Czarno-białe fotografie, wykonane przez Janusza Helfera kilkadziesiąt lat temu, przypominają nieco zapomniane czasy, gdy po kraju krążyły cygańskie tabory. Niewielu jest już Romów pamiętających koczowniczy styl życia i wszystkie składające się na nie elementy, jak konie, wozy, obozowiska pod gołym niebem, gotowanie strawy nad ogniskiem, handel z poznawanymi po drodze tubylcami czy wieczorne śpiewy i tańce. Ślady dawnego życia w taborze zachowały się w opowieściach nielicznych żyjących świadków, spisanych wspomnieniach i na starych zdjęciach.

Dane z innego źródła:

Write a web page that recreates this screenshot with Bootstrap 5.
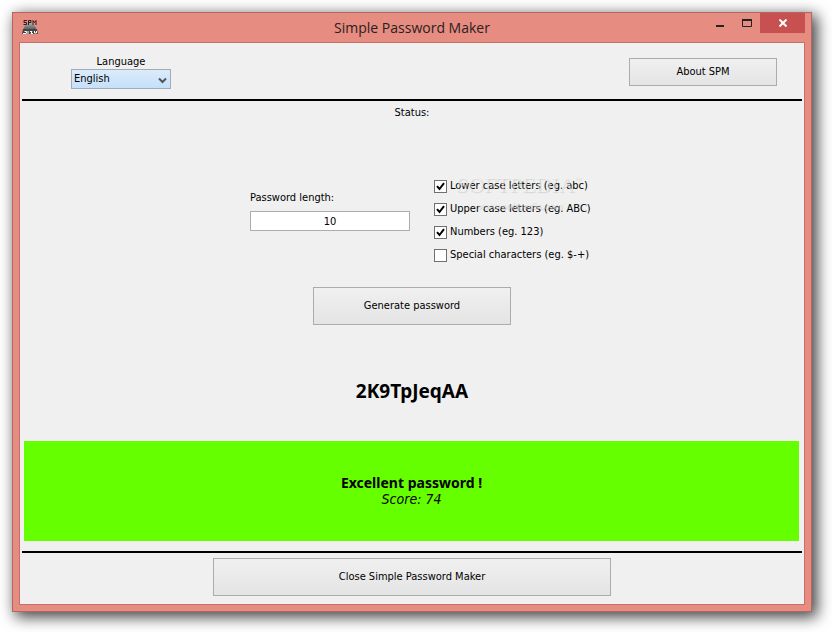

Autorem sporej kolekcji jest właśnie Janusz Helfer. Zainteresowani tematyką mogą sięgnąć po jego album pt. „Cyganie – Romowie, zapomniane obrazy”. Składa się on z trzech rozdziałów tematycznych. W pierwszym „Życie wędrowne” i w drugim „Zmierzch koczowniczego życia” można zobaczyć ich życie codzienne: namioty, konie i wozy, mężczyzn grających w karty, kobiety gotujące na ogniu i dzieci bawiące się na trawie. Ostatni rozdział składa się z portretów.
Wystawę w domu kultury przy al. Jana Pawła II 25 lipca wspólnie otworzyli prezes Stowarzyszenia Romów w Gliwicach Władysław Kwiatkowski oraz zastępca prezydenta Kędzierzyna-Koźla Wojciech Jagiełło. Można ją oglądać w godzinach pracy DK „Chemik”. Wstęp wolny.